Exclude the pictures, then repeat the remaining data exactly.
***** Given data *****
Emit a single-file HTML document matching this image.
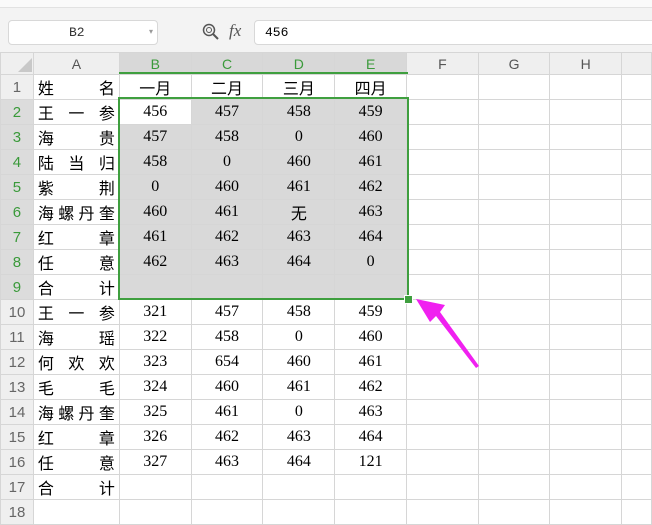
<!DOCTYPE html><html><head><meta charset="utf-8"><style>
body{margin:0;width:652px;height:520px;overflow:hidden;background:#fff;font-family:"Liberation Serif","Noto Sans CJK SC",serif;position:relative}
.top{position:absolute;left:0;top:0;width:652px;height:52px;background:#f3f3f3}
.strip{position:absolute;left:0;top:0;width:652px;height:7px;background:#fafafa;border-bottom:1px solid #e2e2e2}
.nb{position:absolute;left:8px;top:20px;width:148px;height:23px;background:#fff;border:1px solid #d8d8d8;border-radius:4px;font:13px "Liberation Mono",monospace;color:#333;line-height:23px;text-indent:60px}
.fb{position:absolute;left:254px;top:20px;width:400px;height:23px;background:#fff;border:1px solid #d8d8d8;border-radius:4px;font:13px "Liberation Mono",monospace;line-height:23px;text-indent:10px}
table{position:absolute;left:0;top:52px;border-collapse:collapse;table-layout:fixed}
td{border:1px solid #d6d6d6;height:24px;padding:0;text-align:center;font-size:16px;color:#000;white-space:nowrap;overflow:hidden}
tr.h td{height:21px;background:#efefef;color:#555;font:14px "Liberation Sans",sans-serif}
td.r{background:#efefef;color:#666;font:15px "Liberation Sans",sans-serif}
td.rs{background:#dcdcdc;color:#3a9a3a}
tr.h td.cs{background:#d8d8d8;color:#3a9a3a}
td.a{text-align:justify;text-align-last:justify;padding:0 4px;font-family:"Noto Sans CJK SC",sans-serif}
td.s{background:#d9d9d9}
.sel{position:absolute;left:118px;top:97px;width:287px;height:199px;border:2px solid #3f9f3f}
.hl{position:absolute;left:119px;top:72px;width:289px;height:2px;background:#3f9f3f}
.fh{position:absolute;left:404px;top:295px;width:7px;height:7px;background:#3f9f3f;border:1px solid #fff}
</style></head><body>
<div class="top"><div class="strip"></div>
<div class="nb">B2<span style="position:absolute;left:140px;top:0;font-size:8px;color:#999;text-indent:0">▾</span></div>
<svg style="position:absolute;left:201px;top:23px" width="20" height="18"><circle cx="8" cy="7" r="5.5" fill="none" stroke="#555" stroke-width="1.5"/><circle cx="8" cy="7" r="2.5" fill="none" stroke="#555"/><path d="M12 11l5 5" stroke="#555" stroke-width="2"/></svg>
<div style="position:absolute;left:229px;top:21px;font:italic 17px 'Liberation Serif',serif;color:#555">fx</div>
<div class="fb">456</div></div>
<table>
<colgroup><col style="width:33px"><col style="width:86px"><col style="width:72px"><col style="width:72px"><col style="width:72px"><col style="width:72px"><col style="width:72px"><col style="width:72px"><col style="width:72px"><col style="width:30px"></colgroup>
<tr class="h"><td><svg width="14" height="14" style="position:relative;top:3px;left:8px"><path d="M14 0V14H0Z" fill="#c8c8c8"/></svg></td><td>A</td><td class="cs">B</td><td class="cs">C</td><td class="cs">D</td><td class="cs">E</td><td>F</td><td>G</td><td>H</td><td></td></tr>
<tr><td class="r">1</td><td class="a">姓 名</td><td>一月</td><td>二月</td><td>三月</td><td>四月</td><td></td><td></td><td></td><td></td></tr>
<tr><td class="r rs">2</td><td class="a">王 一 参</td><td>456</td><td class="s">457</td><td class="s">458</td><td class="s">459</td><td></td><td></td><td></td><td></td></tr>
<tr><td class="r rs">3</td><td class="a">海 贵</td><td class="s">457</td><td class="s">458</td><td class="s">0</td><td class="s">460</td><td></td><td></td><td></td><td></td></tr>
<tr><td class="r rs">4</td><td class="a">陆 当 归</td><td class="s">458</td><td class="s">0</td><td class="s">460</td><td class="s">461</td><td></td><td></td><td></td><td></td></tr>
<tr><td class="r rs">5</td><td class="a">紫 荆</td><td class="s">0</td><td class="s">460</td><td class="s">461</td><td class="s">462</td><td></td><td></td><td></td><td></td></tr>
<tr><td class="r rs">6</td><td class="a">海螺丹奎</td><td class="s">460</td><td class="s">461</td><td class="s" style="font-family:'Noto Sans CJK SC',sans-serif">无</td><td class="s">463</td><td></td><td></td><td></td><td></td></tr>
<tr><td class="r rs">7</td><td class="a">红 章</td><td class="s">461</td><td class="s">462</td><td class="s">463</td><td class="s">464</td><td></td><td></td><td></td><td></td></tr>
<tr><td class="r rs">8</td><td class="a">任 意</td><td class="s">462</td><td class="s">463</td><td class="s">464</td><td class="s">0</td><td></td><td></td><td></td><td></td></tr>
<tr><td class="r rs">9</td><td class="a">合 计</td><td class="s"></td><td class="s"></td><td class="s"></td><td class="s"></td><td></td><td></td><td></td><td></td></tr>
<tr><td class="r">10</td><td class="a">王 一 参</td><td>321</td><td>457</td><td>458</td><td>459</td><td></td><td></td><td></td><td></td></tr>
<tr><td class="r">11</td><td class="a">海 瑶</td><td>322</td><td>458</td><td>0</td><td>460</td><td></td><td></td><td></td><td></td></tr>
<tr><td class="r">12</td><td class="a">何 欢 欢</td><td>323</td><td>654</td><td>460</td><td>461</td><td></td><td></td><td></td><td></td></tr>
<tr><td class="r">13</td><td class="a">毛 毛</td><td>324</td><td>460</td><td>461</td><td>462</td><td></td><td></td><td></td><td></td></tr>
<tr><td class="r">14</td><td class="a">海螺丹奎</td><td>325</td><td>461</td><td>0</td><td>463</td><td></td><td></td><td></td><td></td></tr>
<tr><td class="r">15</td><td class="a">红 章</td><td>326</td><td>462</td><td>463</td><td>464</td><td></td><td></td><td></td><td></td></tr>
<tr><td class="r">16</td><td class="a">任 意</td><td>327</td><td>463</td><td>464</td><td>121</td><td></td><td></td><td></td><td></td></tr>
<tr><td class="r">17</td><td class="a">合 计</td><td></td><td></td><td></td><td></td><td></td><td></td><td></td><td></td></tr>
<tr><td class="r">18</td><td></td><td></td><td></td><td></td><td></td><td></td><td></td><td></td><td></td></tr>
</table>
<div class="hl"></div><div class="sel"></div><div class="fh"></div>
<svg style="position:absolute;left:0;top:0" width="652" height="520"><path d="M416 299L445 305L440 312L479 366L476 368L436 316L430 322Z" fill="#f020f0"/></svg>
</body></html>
*****
Task output:
Emit a single-file HTML document matching this image.
<!DOCTYPE html><html><head><meta charset="utf-8"><style>
body{margin:0;width:652px;height:520px;overflow:hidden;background:#fff;font-family:"Liberation Serif","Noto Sans CJK SC",serif;position:relative}
.top{position:absolute;left:0;top:0;width:652px;height:52px;background:#f3f3f3}
.strip{position:absolute;left:0;top:0;width:652px;height:7px;background:#fafafa;border-bottom:1px solid #e2e2e2}
.nb{position:absolute;left:8px;top:20px;width:148px;height:23px;background:#fff;border:1px solid #d8d8d8;border-radius:4px;font:13px "Liberation Mono",monospace;color:#333;line-height:23px;text-indent:60px}
.fb{position:absolute;left:254px;top:20px;width:400px;height:23px;background:#fff;border:1px solid #d8d8d8;border-radius:4px;font:13px "Liberation Mono",monospace;line-height:23px;text-indent:10px}
table{position:absolute;left:0;top:52px;border-collapse:collapse;table-layout:fixed}
td{border:1px solid #d6d6d6;height:24px;padding:0;text-align:center;font-size:16px;color:#000;white-space:nowrap;overflow:hidden}
tr.h td{height:21px;background:#efefef;color:#555;font:14px "Liberation Sans",sans-serif}
td.r{background:#efefef;color:#666;font:15px "Liberation Sans",sans-serif}
td.rs{background:#dcdcdc;color:#3a9a3a}
tr.h td.cs{background:#d8d8d8;color:#3a9a3a}
td.a{text-align:justify;text-align-last:justify;padding:0 4px;font-family:"Noto Sans CJK SC",sans-serif}
td.s{background:#d9d9d9}
.sel{position:absolute;left:118px;top:97px;width:287px;height:199px;border:2px solid #3f9f3f}
.hl{position:absolute;left:119px;top:72px;width:289px;height:2px;background:#3f9f3f}
.fh{position:absolute;left:404px;top:295px;width:7px;height:7px;background:#3f9f3f;border:1px solid #fff}
</style></head><body>
<div class="top"><div class="strip"></div>
<div class="nb">B2<span style="position:absolute;left:140px;top:0;font-size:8px;color:#999;text-indent:0">▾</span></div>
<svg style="position:absolute;left:201px;top:23px" width="20" height="18"><circle cx="8" cy="7" r="5.5" fill="none" stroke="#555" stroke-width="1.5"/><circle cx="8" cy="7" r="2.5" fill="none" stroke="#555"/><path d="M12 11l5 5" stroke="#555" stroke-width="2"/></svg>
<div style="position:absolute;left:229px;top:21px;font:italic 17px 'Liberation Serif',serif;color:#555">fx</div>
<div class="fb">456</div></div>
<table>
<colgroup><col style="width:33px"><col style="width:86px"><col style="width:72px"><col style="width:72px"><col style="width:72px"><col style="width:72px"><col style="width:72px"><col style="width:72px"><col style="width:72px"><col style="width:30px"></colgroup>
<tr class="h"><td><svg width="14" height="14" style="position:relative;top:3px;left:8px"><path d="M14 0V14H0Z" fill="#c8c8c8"/></svg></td><td>A</td><td class="cs">B</td><td class="cs">C</td><td class="cs">D</td><td class="cs">E</td><td>F</td><td>G</td><td>H</td><td></td></tr>
<tr><td class="r">1</td><td class="a">姓 名</td><td>一月</td><td>二月</td><td>三月</td><td>四月</td><td></td><td></td><td></td><td></td></tr>
<tr><td class="r rs">2</td><td class="a">王 一 参</td><td>456</td><td class="s">457</td><td class="s">458</td><td class="s">459</td><td></td><td></td><td></td><td></td></tr>
<tr><td class="r rs">3</td><td class="a">海 贵</td><td class="s">457</td><td class="s">458</td><td class="s">0</td><td class="s">460</td><td></td><td></td><td></td><td></td></tr>
<tr><td class="r rs">4</td><td class="a">陆 当 归</td><td class="s">458</td><td class="s">0</td><td class="s">460</td><td class="s">461</td><td></td><td></td><td></td><td></td></tr>
<tr><td class="r rs">5</td><td class="a">紫 荆</td><td class="s">0</td><td class="s">460</td><td class="s">461</td><td class="s">462</td><td></td><td></td><td></td><td></td></tr>
<tr><td class="r rs">6</td><td class="a">海螺丹奎</td><td class="s">460</td><td class="s">461</td><td class="s" style="font-family:'Noto Sans CJK SC',sans-serif">无</td><td class="s">463</td><td></td><td></td><td></td><td></td></tr>
<tr><td class="r rs">7</td><td class="a">红 章</td><td class="s">461</td><td class="s">462</td><td class="s">463</td><td class="s">464</td><td></td><td></td><td></td><td></td></tr>
<tr><td class="r rs">8</td><td class="a">任 意</td><td class="s">462</td><td class="s">463</td><td class="s">464</td><td class="s">0</td><td></td><td></td><td></td><td></td></tr>
<tr><td class="r rs">9</td><td class="a">合 计</td><td class="s"></td><td class="s"></td><td class="s"></td><td class="s"></td><td></td><td></td><td></td><td></td></tr>
<tr><td class="r">10</td><td class="a">王 一 参</td><td>321</td><td>457</td><td>458</td><td>459</td><td></td><td></td><td></td><td></td></tr>
<tr><td class="r">11</td><td class="a">海 瑶</td><td>322</td><td>458</td><td>0</td><td>460</td><td></td><td></td><td></td><td></td></tr>
<tr><td class="r">12</td><td class="a">何 欢 欢</td><td>323</td><td>654</td><td>460</td><td>461</td><td></td><td></td><td></td><td></td></tr>
<tr><td class="r">13</td><td class="a">毛 毛</td><td>324</td><td>460</td><td>461</td><td>462</td><td></td><td></td><td></td><td></td></tr>
<tr><td class="r">14</td><td class="a">海螺丹奎</td><td>325</td><td>461</td><td>0</td><td>463</td><td></td><td></td><td></td><td></td></tr>
<tr><td class="r">15</td><td class="a">红 章</td><td>326</td><td>462</td><td>463</td><td>464</td><td></td><td></td><td></td><td></td></tr>
<tr><td class="r">16</td><td class="a">任 意</td><td>327</td><td>463</td><td>464</td><td>121</td><td></td><td></td><td></td><td></td></tr>
<tr><td class="r">17</td><td class="a">合 计</td><td></td><td></td><td></td><td></td><td></td><td></td><td></td><td></td></tr>
<tr><td class="r">18</td><td></td><td></td><td></td><td></td><td></td><td></td><td></td><td></td><td></td></tr>
</table>
<div class="hl"></div><div class="sel"></div><div class="fh"></div>
<svg style="position:absolute;left:0;top:0" width="652" height="520"><path d="M416 299L445 305L440 312L479 366L476 368L436 316L430 322Z" fill="#f020f0"/></svg>
</body></html>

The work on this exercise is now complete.